-- begin Exercise materials --

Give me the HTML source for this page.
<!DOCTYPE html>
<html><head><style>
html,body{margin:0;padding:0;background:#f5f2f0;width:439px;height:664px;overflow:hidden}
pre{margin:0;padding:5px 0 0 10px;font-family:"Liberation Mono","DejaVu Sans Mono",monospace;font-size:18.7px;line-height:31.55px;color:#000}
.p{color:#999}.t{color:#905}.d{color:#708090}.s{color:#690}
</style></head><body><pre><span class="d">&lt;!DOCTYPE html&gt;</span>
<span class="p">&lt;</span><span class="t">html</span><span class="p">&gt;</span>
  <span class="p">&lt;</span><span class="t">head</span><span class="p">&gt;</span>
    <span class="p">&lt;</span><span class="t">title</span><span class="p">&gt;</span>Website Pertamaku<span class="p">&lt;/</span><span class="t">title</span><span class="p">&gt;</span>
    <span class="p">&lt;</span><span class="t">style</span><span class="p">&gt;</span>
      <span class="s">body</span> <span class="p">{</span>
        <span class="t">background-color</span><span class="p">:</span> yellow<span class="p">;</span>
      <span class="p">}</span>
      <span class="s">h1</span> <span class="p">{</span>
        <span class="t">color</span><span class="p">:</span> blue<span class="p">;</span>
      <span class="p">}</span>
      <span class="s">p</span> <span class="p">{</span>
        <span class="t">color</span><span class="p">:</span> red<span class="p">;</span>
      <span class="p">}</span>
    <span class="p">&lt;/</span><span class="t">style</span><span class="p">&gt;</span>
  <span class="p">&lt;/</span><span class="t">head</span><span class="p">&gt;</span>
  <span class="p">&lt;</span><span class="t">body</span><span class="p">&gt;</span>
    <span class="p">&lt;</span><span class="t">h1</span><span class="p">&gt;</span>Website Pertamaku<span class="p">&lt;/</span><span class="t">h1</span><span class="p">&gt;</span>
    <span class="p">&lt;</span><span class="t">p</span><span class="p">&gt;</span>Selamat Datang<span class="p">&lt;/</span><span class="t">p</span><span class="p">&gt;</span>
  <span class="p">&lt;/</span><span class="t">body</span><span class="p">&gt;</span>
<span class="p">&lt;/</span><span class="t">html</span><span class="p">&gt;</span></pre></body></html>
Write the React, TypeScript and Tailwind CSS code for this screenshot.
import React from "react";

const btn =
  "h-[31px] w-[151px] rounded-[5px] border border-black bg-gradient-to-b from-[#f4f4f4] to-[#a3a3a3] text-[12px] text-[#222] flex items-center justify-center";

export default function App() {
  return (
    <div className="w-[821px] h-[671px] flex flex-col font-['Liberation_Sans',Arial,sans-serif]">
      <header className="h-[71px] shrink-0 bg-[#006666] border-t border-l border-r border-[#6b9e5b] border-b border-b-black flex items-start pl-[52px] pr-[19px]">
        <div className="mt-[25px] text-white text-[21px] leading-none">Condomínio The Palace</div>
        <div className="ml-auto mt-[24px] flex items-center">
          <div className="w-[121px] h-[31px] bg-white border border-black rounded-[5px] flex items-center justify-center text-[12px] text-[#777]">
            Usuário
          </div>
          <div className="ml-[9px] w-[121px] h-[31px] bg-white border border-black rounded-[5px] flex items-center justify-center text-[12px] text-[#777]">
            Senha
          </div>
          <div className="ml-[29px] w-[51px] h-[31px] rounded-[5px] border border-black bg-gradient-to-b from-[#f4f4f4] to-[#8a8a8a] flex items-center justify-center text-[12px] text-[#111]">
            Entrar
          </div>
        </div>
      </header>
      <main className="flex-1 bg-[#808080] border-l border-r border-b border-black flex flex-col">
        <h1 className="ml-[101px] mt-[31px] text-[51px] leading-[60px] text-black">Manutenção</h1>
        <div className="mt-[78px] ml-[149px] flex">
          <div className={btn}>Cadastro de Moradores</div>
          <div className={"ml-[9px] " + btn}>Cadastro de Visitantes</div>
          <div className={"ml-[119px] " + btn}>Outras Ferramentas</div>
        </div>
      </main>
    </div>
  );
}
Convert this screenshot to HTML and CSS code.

-- end Exercise materials --

The first line to be transcribed is the one containing "Write the React, TypeScript", and the last is the one containing "w-[151px] rounded-[5px] border". Transcribe exactly those lines and nothing else.

■ **Finished task**
Write the React, TypeScript and Tailwind CSS code for this screenshot.
import React from "react";

const btn =
  "h-[31px] w-[151px] rounded-[5px] border border-black bg-gradient-to-b from-[#f4f4f4] to-[#a3a3a3] text-[12px] text-[#222] flex items-center justify-center";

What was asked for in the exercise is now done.